LEGO characters released since the early '90s are proportionately more angry, the study found. They hypothesized the spike in negativity could be related to the release of more thematic Lego sets such as pirates or "Harry Potter," which include weapons and minifigures representing "good guys" and "bad guys."

"It is our impression that the themes have been increasingly based on conflicts," wrote the researchers.

They arrived at this conclusion through a meticulous scientific process, which reads as almost comical given their subject matter. After cataloging and photographing the 3,655 LEGO characters released between 1975 and 2010, they asked 264 American adults to characterize the figures’ expressions as angry, happy, sad, disgusted, surprised or fearful.

They then processed those numbers and plotted them on graphs like the one above, which illustrates the proportional growth of angry faces since the early '90s. Variables (like skin color or whether the figure's head is attached to a body) don't substantially throw off their conclusions.

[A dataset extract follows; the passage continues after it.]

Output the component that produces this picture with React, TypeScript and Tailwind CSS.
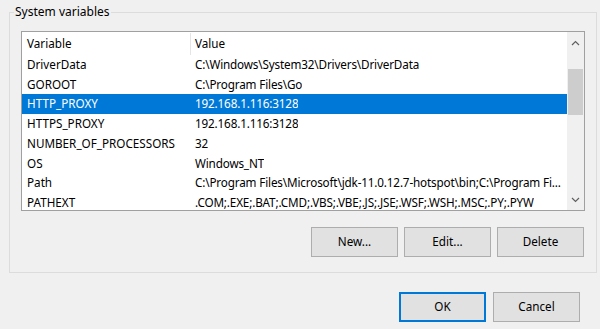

That's pretty alarming in a world where chewing a Pop-Tart into a gun shape is grounds for school suspension and the psychological impact of violent video games remains a hot debate. One would predict that conflict-oriented figurines are the last thing parents want in their kids' toy chests.

But before you confiscate your kids' LEGOs, consider the good that even angry LEGOs can do. The study's authors acknowledge that a range of emotional expressions "connect[s] to the complex interaction scenarios of today’s users" — in other words, the variation mirrors real life, where anger, fear and "smileys" all magically coexist.